March Mayhem this year has casual/social networking game developer Zynga standing toe-to-toe with industry juggernaut Valve. As of this writing it's much too close to know which way things will go, but it's amazing to see the fans of casual flash games being so passionate about their chosen title.
Out of curiosity, I fired up Zynga's mega-popular Farmville and gave it a try. It has a modest charm, although in terms of gameplay it doesn't give us anything we haven't seen already in an early-90's PC strategy game, although played at a gentler pace. It encourages playing in ten minute sections several times a day as opposed to playing in a single evening-long binge like veteran gamers. The game will run on just about any web-enabled PC on the planet, and it does a good job of teaching you how to play.
So Zynga took a simple game dynamic we're all familiar with and made it available to everyone, and suddenly they have a cash cow and are a major force in the industry. The game itself is probably more popular than any of the traditional titles from which its core gameplay was distilled.
The popularity of Farmville advances a thesis I've been working on for years: Gaming is the best form of entertainment (ever!!) and a lot more people would take part in it if the barrier to entry wasn't so high. But the masses don't have a good way to find out how fun it is. Once they do, it's generally prohibitively expensive to get started. (That can't be helped on the console side, but PC developers could certainly stop making things worse.) And even once you find out about games and have the machine, games do a bad job at welcoming the truly uninitiated.

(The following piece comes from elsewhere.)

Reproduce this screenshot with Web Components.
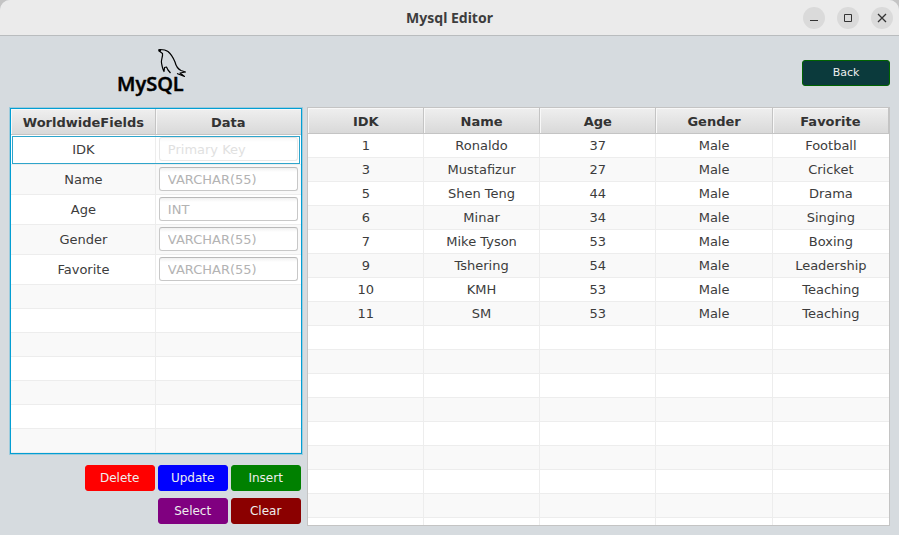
<!DOCTYPE html>
<html lang="en">
<head>
<meta charset="utf-8">
<title>Mysql Editor</title>
<style>
  html, body { margin: 0; height: 100%; }
  body { background: #c4c4c4; font: 13px/16px "DejaVu Sans", sans-serif; color: #3c3c3c; }
</style>
</head>
<body>
<editor-window></editor-window>

<template id="title-bar-tpl">
  <style>
    :host { display: grid; grid-template-columns: 1fr auto 1fr; align-items: center; height: 35px; background: #ebebeb; border-bottom: 1px solid #b9bcbe; }
    h1 { grid-column: 2; margin: 0; font: bold 14px/20px "Noto Sans", sans-serif; color: #3d3d3d; }
    .controls { display: flex; gap: 12px; justify-content: flex-end; padding-right: 6px; }
    button { width: 22px; height: 22px; padding: 0; border: 0; border-radius: 50%; background: #dadada; display: grid; place-items: center; color: #333; }
    svg { display: block; fill: none; stroke: currentColor; }
  </style>
  <h1><slot></slot></h1>
  <div class="controls">
    <button aria-label="Minimize"><svg width="10" height="10"><path d="M1 7.5h8"/></svg></button>
    <button aria-label="Maximize"><svg width="10" height="10"><path d="M1.5 1.5h7v7h-7z"/></svg></button>
    <button aria-label="Close"><svg width="10" height="10"><path d="M1 1l8 8M9 1l-8 8" stroke-width="1.3"/></svg></button>
  </div>
</template>

<template id="logo-tpl">
  <style>
    :host { display: block; }
    svg { display: block; }
    text { font: 600 20px "Open Sans", sans-serif; stroke: #000; stroke-width: .5px; }
  </style>
  <svg width="70" height="51" viewBox="0 0 70 51" role="img" aria-label="MySQL">
    <path d="M40.500 4.500L42 3.500C45 3.500 48 4 50 5.500C53 8 55 11 57 16C58 20 60 23 63 24.500L67.500 26L62 27L66.500 30.500L59 27.500M40.500 4.500L44.500 7.500C45 11 43 13 43.500 17C44 20 44.500 23 46 25.500L46.500 21.500L48.500 21L50 24L52.500 27" fill="none" stroke="#000" stroke-width="1.2" stroke-linejoin="round"/>
    <path d="M40 3.500h3v2h-2z"/>
    <text x="-1" y="45">MySQL</text>
  </svg>
</template>

<template id="action-button-tpl">
  <style>
    :host { display: block; }
    button { width: 100%; height: 26px; padding: 0; border: 1px solid var(--edge, var(--fill)); border-radius: 3px; background: var(--fill); color: #eee; font: var(--size, 12px)/16px "DejaVu Sans", sans-serif; }
  </style>
  <button type="button"><slot></slot></button>
</template>

<template id="grid-style-tpl">
  <style>
    :host { display: block; box-sizing: border-box; overflow: hidden; min-height: 0; background: #fff; border: 1px solid #c4c4c4; }
    table { width: 100%; table-layout: fixed; border-collapse: separate; border-spacing: 0; text-align: center; }
    th, td { box-sizing: border-box; padding: 0; }
    th { height: 26px; padding-top: 2px; border-right: 1px solid #c4c4c4; border-bottom: 1px solid #c4c4c4; background: linear-gradient(#efefef, #d9d9d9); box-shadow: inset 1px 1px #f8f8f8; color: #333; }
    td { height: var(--row, 24px); border-right: 1px solid #ededed; border-bottom: 1px solid #ededed; }
    th:first-child, td:first-child { padding-left: 1px; }
    td:last-child { border-right: 0; }
    tbody tr:nth-child(even) { background: #f9f9f9; }
    tr.blank { --row: 24px; }
  </style>
</template>

<template id="field-extra-tpl">
  <style>
    :host { --row: 30px; border-color: #039ed3; box-shadow: 0 0 0 1px #9dcbdc; }
    th:last-child { border-right: 0; }
    td:nth-child(2) { padding: 0 3px; }
    tr.current { outline: 1px solid #2fa5cb; outline-offset: -2px; }
    input { display: block; box-sizing: border-box; width: 100%; height: 24px; margin-bottom: 1px; padding: 0 8px; border: 1px solid #c8c8c8; border-top-color: #b9b9b9; border-radius: 3px; background: linear-gradient(#f0f0f0, #fff 4px); font: inherit; color: #333; }
    input::placeholder { color: #b3b3b3; opacity: 1; }
    input:disabled { opacity: .4; }
  </style>
</template>

<template id="window-tpl">
  <style>
    :host { display: grid; grid-template-rows: auto minmax(0, 1fr); height: 100vh; min-height: 360px; background: #d6dbdf; border-radius: 10px 10px 0 0; overflow: hidden; }
    main { display: grid; grid-template: 71px minmax(0, 1fr) / minmax(0, 1fr) minmax(0, 2fr); column-gap: 5px; padding: 0 9px 9px 10px; }
    .brand { display: grid; justify-content: center; align-content: center; padding-right: 6px; }
    .nav { display: grid; justify-content: end; align-content: center; grid-template-columns: 88px; padding-top: 2px; }
    .left { display: flex; flex-direction: column; min-height: 0; padding-top: 1px; gap: 11px; }
    .left field-table { flex: 1; }
    .actions { display: grid; grid-template-columns: repeat(3, 70px); gap: 7px 3px; justify-content: end; padding: 0 1px 2px 0; }
    .select { grid-column: 2; }
  </style>
  <title-bar>Mysql Editor</title-bar>
  <main>
    <div class="brand"><mysql-logo></mysql-logo></div>
    <div class="nav"><action-button style="--fill:#0b3a3c;--edge:#006400;--size:11px">Back</action-button></div>
    <div class="left">
      <field-table></field-table>
      <div class="actions">
        <action-button style="--fill:#ff0000">Delete</action-button>
        <action-button style="--fill:#0000ff">Update</action-button>
        <action-button style="--fill:#008000">Insert</action-button>
        <action-button class="select" style="--fill:#800080">Select</action-button>
        <action-button style="--fill:#8b0000">Clear</action-button>
      </div>
    </div>
    <record-table></record-table>
  </main>
</template>

<script>
  const copy = id => document.getElementById(id).content.cloneNode(true);
  const blanks = (n, cols) => `<tr class="blank" aria-hidden="true">${'<td></td>'.repeat(cols)}</tr>`.repeat(n);

  function fromTemplate(id) {
    return class extends HTMLElement {
      constructor() {
        super();
        this.attachShadow({ mode: 'open' }).append(copy(id));
      }
    };
  }

  class GridTable extends HTMLElement {
    constructor() {
      super();
      this.attachShadow({ mode: 'open' }).append(copy('grid-style-tpl'));
    }
    fill(heads, body) {
      const table = document.createElement('table');
      table.innerHTML = `<thead><tr>${heads.map(h => `<th scope="col">${h}</th>`).join('')}</tr></thead><tbody>${body}${blanks(40, heads.length)}</tbody>`;
      this.shadowRoot.append(table);
    }
  }

  customElements.define('field-table', class extends GridTable {
    constructor() {
      super();
      this.shadowRoot.append(copy('field-extra-tpl'));
      const fields = [['IDK', 'Primary Key'], ['Name', 'VARCHAR(55)'], ['Age', 'INT'], ['Gender', 'VARCHAR(55)'], ['Favorite', 'VARCHAR(55)']];
      this.fill(['WorldwideFields', 'Data'], fields.map(([name, hint], i) =>
        `<tr${i ? '' : ' class="current"'}><td><label for="${name}">${name}</label></td><td><input id="${name}" type="text" placeholder="${hint}"${i ? '' : ' disabled'}></td></tr>`).join(''));
    }
  });

  customElements.define('record-table', class extends GridTable {
    constructor() {
      super();
      const rows = [
        [1, 'Ronaldo', 37, 'Male', 'Football'],
        [3, 'Mustafizur', 27, 'Male', 'Cricket'],
        [5, 'Shen Teng', 44, 'Male', 'Drama'],
        [6, 'Minar', 34, 'Male', 'Singing'],
        [7, 'Mike Tyson', 53, 'Male', 'Boxing'],
        [9, 'Tshering', 54, 'Male', 'Leadership'],
        [10, 'KMH', 53, 'Male', 'Teaching'],
        [11, 'SM', 53, 'Male', 'Teaching']
      ];
      this.fill(['IDK', 'Name', 'Age', 'Gender', 'Favorite'],
        rows.map(r => `<tr>${r.map(c => `<td>${c}</td>`).join('')}</tr>`).join(''));
    }
  });

  customElements.define('title-bar', fromTemplate('title-bar-tpl'));
  customElements.define('mysql-logo', fromTemplate('logo-tpl'));
  customElements.define('action-button', fromTemplate('action-button-tpl'));
  customElements.define('editor-window', fromTemplate('window-tpl'));
</script>
</body>
</html>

What I'm worried about is that publishers will see Zynga's success and wrongly conclude that these people are playing Farmville and Mafia Wars because the gameplay is uniquely fun. This is the wrong lesson to learn. Zynga is simply going after a demographic that's been largely ignored for the past three decades: People who aren't already gamers. This new surge doesn't mean that simple management games with adorable graphics are the wave of the future. It means that years of advertising hardcore games to hardcore gamers in hardcore gaming communities has made the hobby far more insular than it needs to be. The next move should be to see what other kinds of games these people might like to play.